The overlap between Bernie Sanders supporters and Trump supporters is explained by the economically disaffected looking for any champion to improve their lot.
Trump took full advantage of their anger and angst to sell them a lopsided tax cut, an anti-immigrant narrative, and to push anti-welfare and anti-Obamacare arguments as “socialist” schemes ushering in tyranny that will confiscate their guns and burn their Bibles.
The vexing irony is that most Trump supporters would be the greatest beneficiaries of a fortified social safety net and policies that reverse the pathological flow of wealth to a small percentage of the population.
If ethical, rational Democrats and Republicans want to douse incendiary domestic extremism they must tackle economic inequality. It is a failure of government that an economic underclass grows larger, poorer and more disaffected.
Economists have identified three main causes of extreme wealth inequality.
» Wage stagnation. Over the past 40 years, top-executive compensation has skyrocketed while the pay of workers down the org-chart has hardly budged. Full-time, permanent jobs with health insurance are being replaced with the gig-economy and multiple part-time jobs.
» Trickle-down economics.
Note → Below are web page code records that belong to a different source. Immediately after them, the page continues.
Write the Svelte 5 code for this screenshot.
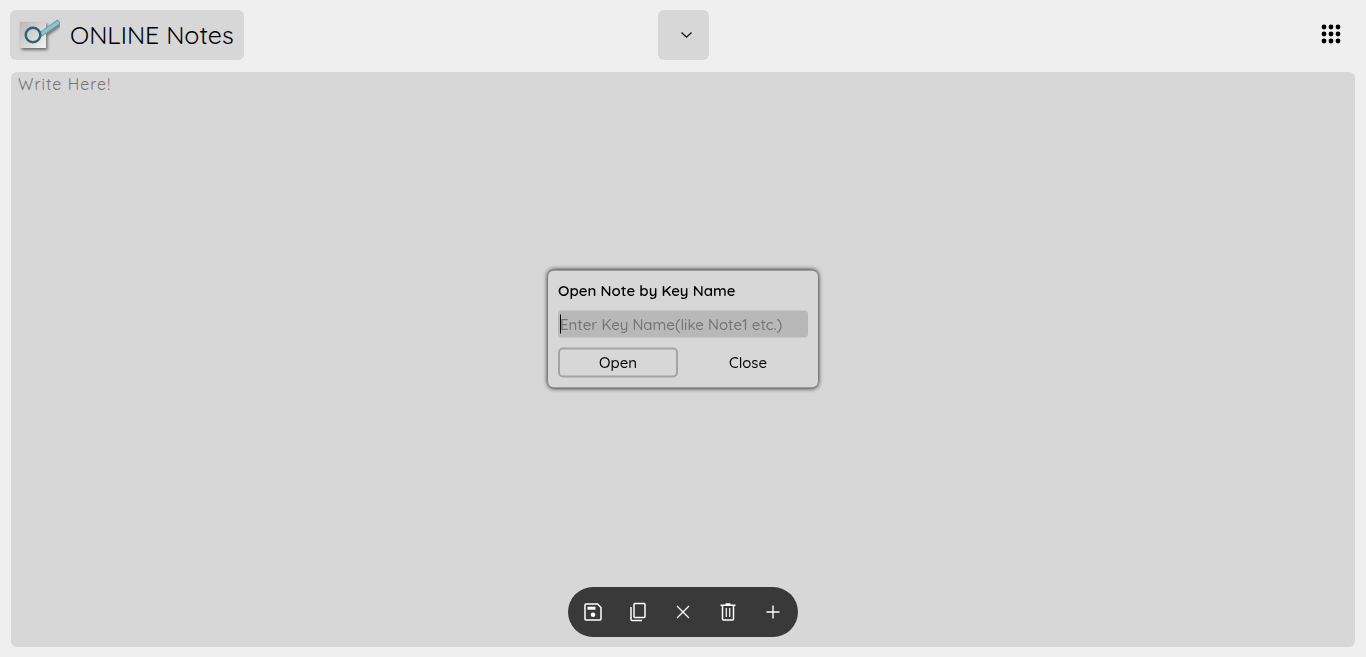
<script>
  let note = $state('');
  let key = $state('');
  let dialogOpen = $state(true);
</script>

<div class="app">
  <header>
    <a class="brand" href="#home">
      <svg class="logo" width="50" height="40" viewBox="0 0 50 40" aria-hidden="true">
        <defs>
          <linearGradient id="paper" x1="0" y1="0" x2="1" y2="1">
            <stop offset="0" stop-color="#b9b6b5" />
            <stop offset="1" stop-color="#f3f3f3" />
          </linearGradient>
          <filter id="shade" x="-30%" y="-30%" width="170%" height="170%">
            <feDropShadow dx="1.5" dy="2" stdDeviation="1.8" flood-color="#000" flood-opacity="0.5" />
          </filter>
        </defs>
        <g filter="url(#shade)">
          <rect x="10" y="7" width="26" height="26" fill="url(#paper)" />
          <path d="M32 18.5 47 8" stroke="#5a9aab" stroke-width="5" stroke-linecap="square" />
          <path d="M32 18.5 47 8" stroke="#8fc3d1" stroke-width="3.4" stroke-linecap="square" />
        </g>
        <circle cx="23" cy="20" r="7.3" fill="none" stroke="#2f6373" stroke-width="2.4" />
      </svg>
      <span>ONLINE Notes</span>
    </a>
    <button class="picker" aria-label="Choose note">
      <svg width="13" height="8" viewBox="0 0 13 8" fill="none" stroke="#111" stroke-width="1.3"><path d="m1.5 1.5 5 4.7 5-4.7" /></svg>
    </button>
    <button class="menu" aria-label="Menu">
      <svg width="20" height="20" viewBox="0 0 20 20">
        {#each [3, 10, 17] as y}
          {#each [3, 10, 17] as x}
            <circle cx={x} cy={y} r="2.4" />
          {/each}
        {/each}
      </svg>
    </button>
  </header>

  <textarea aria-label="Note" placeholder="Write Here!" bind:value={note}></textarea>

  <div class="tools">
    <button aria-label="Save">
      <svg width="18" height="18" viewBox="0 0 18 18" fill="none" stroke="#fff" stroke-width="1.5"><path d="M2 1h11.5L17 4.5V16q0 1-1 1H2q-1 0-1-1V2q0-1 1-1Z" /><path d="M3.5 5.2h8" stroke-width="3" /><circle cx="9" cy="11.8" r="2.3" fill="#fff" stroke="none" /></svg>
    </button>
    <button aria-label="Copy">
      <svg width="18" height="20" viewBox="0 0 18 20" fill="none" stroke="#fff" stroke-width="1.5"><rect x="5" y="1.5" width="11" height="14" rx="1" /><path d="M2 5v12.5q0 1 1 1h10" /></svg>
    </button>
    <button aria-label="Clear">
      <svg width="14" height="14" viewBox="0 0 14 14" stroke="#fff" stroke-width="1.3"><path d="m1 1 12 12M13 1 1 13" /></svg>
    </button>
    <button aria-label="Delete">
      <svg width="16" height="18" viewBox="0 0 16 18" fill="none" stroke="#fff" stroke-width="1.5"><path d="M.5 2.3h15M5.5 1h5M2.5 2.5V16q0 1 1 1h9q1 0 1-1V2.5" /><path d="M6.3 5v9M9.7 5v9" stroke-width="1.2" /></svg>
    </button>
    <button aria-label="Add">
      <svg width="14" height="14" viewBox="0 0 14 14" stroke="#fff" stroke-width="1.4"><path d="M7 .5v13M.5 7h13" /></svg>
    </button>
  </div>

  {#if dialogOpen}
    <form class="dialog" onsubmit={(e) => e.preventDefault()}>
      <label for="key">Open Note by Key Name</label>
      <div class="field">
        <input id="key" placeholder="Enter Key Name(like Note1 etc.)" bind:value={key} />
        {#if !key}<span class="caret"></span>{/if}
      </div>
      <div class="actions">
        <button class="open">Open</button>
        <button type="button" onclick={() => (dialogOpen = false)}>Close</button>
      </div>
    </form>
  {/if}
</div>

<style>
  :global(body) {
    background: #efefef;
  }
  .app,
  button,
  input,
  textarea {
    box-sizing: border-box;
    font-family: Quicksand, Lato, sans-serif;
    color: #000;
  }
  .app {
    display: flex;
    flex-direction: column;
    gap: 12px;
    min-height: 100vh;
    padding: 10px 11px;
  }
  header {
    display: grid;
    grid-template-columns: 1fr auto 1fr;
    align-items: start;
    margin: 0 -1px;
  }
  button {
    display: flex;
    align-items: center;
    justify-content: center;
    padding: 0;
    border: 0;
    background: none;
    cursor: pointer;
  }
  .brand {
    box-sizing: border-box;
    display: flex;
    align-items: center;
    justify-self: start;
    gap: 10px;
    height: 50px;
    padding: 0 10px 0 0;
    border-radius: 6px;
    background: #d7d7d7;
    color: #000;
    font-size: 25px;
    line-height: 32px;
    text-decoration: none;
  }
  .picker {
    width: 51px;
    height: 50px;
    padding-left: 6px;
    border-radius: 6px;
    background: #d7d7d7;
  }
  .menu {
    justify-self: end;
    width: 50px;
    height: 48px;
    border-radius: 6px;
  }
  textarea {
    flex: 1;
    width: 100%;
    padding: 2px 7px;
    border: 0;
    border-radius: 6px;
    outline: 0;
    resize: none;
    background: #d7d7d7;
    font-size: 16px;
    line-height: 20px;
    letter-spacing: 1px;
  }
  ::placeholder {
    color: #757575;
    opacity: 1;
  }
  .tools {
    position: fixed;
    bottom: 20px;
    left: 50%;
    display: flex;
    box-sizing: border-box;
    width: 230px;
    padding: 0 2px;
    border-radius: 25px;
    background: #393939;
    transform: translateX(-50%);
  }
  .tools button {
    width: 45px;
    height: 50px;
  }
  .dialog {
    position: fixed;
    top: 50%;
    left: 50%;
    box-sizing: border-box;
    display: flex;
    flex-direction: column;
    gap: 10px;
    width: 270px;
    padding: 10px;
    border-radius: 6px;
    background: #d7d7d7;
    box-shadow: 0 0 5px #000;
    font-size: 15px;
    line-height: 20px;
    transform: translate(-50%, -50%);
  }
  label {
    font-weight: 600;
  }
  .field {
    position: relative;
    display: flex;
  }
  input {
    width: 100%;
    height: 27px;
    padding: 0 2px;
    border: 0;
    border-radius: 4px;
    outline: 0;
    background: #b8b8b8;
    font-size: 15px;
    font-weight: 500;
  }
  .caret {
    position: absolute;
    top: 4px;
    left: 2px;
    width: 1px;
    height: 19px;
    background: #000;
  }
  .actions {
    display: grid;
    grid-template-columns: 1fr 1fr;
    gap: 10px;
  }
  .actions button {
    height: 30px;
    border-radius: 5px;
    font-size: 15px;
    font-weight: 500;
  }
  .actions .open {
    border: 2px solid #a4a4a4;
  }
</style>
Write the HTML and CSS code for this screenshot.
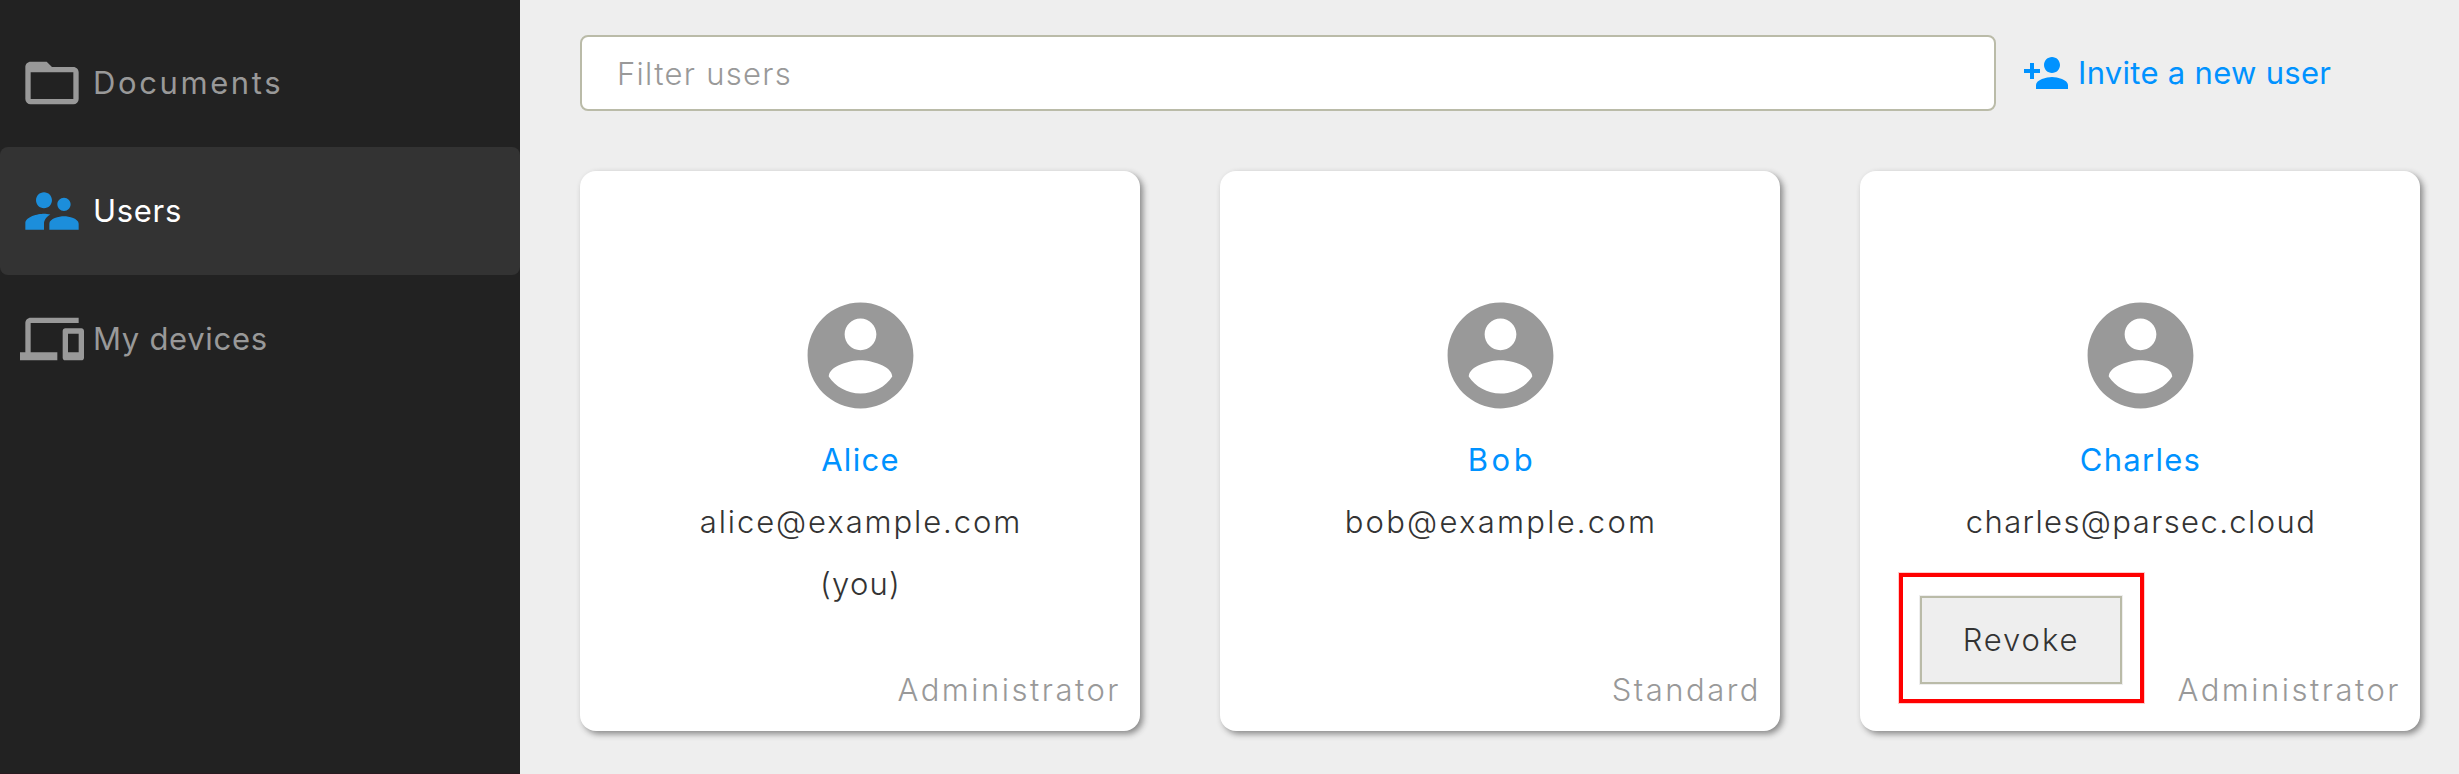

America’s tax structure is heavily skewed to favor the wealthy via lowered rates, generous targeted deductions and subsidies. That dividends and capital gains are taxed at lower rates than employment income, helps wealth flow up more than trickle down.
» Monopolization. In addition to lax enforcement of regulations over corporate mergers and acquisitions, every recession is the opportunity for the wealthy to buy up assets at fire-sale prices, then put those assets to work earning them money in an environment of less competition. Eventually, more and more wealth is amassed by fewer and fewer people. Small businesses and economic opportunity diminish.
What could be done to level the Monopoly board and defuse economic disaffection?
Institute universal health care. It is the cornerstone of an effective social safety net. It not only eliminates a tremendous cause of economic anxiety but also emancipates employers from the health insurance obligation.
Make college education affordable and prohibit predatory lending for it.
Promote the establishment of excellent trade schools. We need more plumbers than lawyers.
Refurbish and expand our nation’s infrastructure. Everyone’s economic welfare and opportunity rely on it.
Increase the minimum wage and use the tax code to discourage gluttonous executive pay.
Increase tax rates on the top income earners, end most subsidies and tax investment income as ordinary income.
Purge the regulatory agencies of industry insiders. They are foxes put in charge of the hen house and have done little to curtail monopolization. Enforce and reinforce regulations on the financial sector to curb the insatiable greed that preys on the public and precipitates economic calamities.
Most of the advanced democratic nations on earth have taken such measures without jeopardizing democracy, freedom or free enterprise. Instituting such policies in America isn’t going to lead to gulags, a police state or destroy capitalism any more than did Social Security, Medicare, the Interstate Highway System or public education.
Promoting the general welfare through greater opportunity, wider wealth distribution and a reliable social safety net won’t discourage entrepreneurialism or investment. The desire to accumulate wealth will not be diminished. No one is going to pass up making millions or billions of dollars because it might be harder to make tens of billions.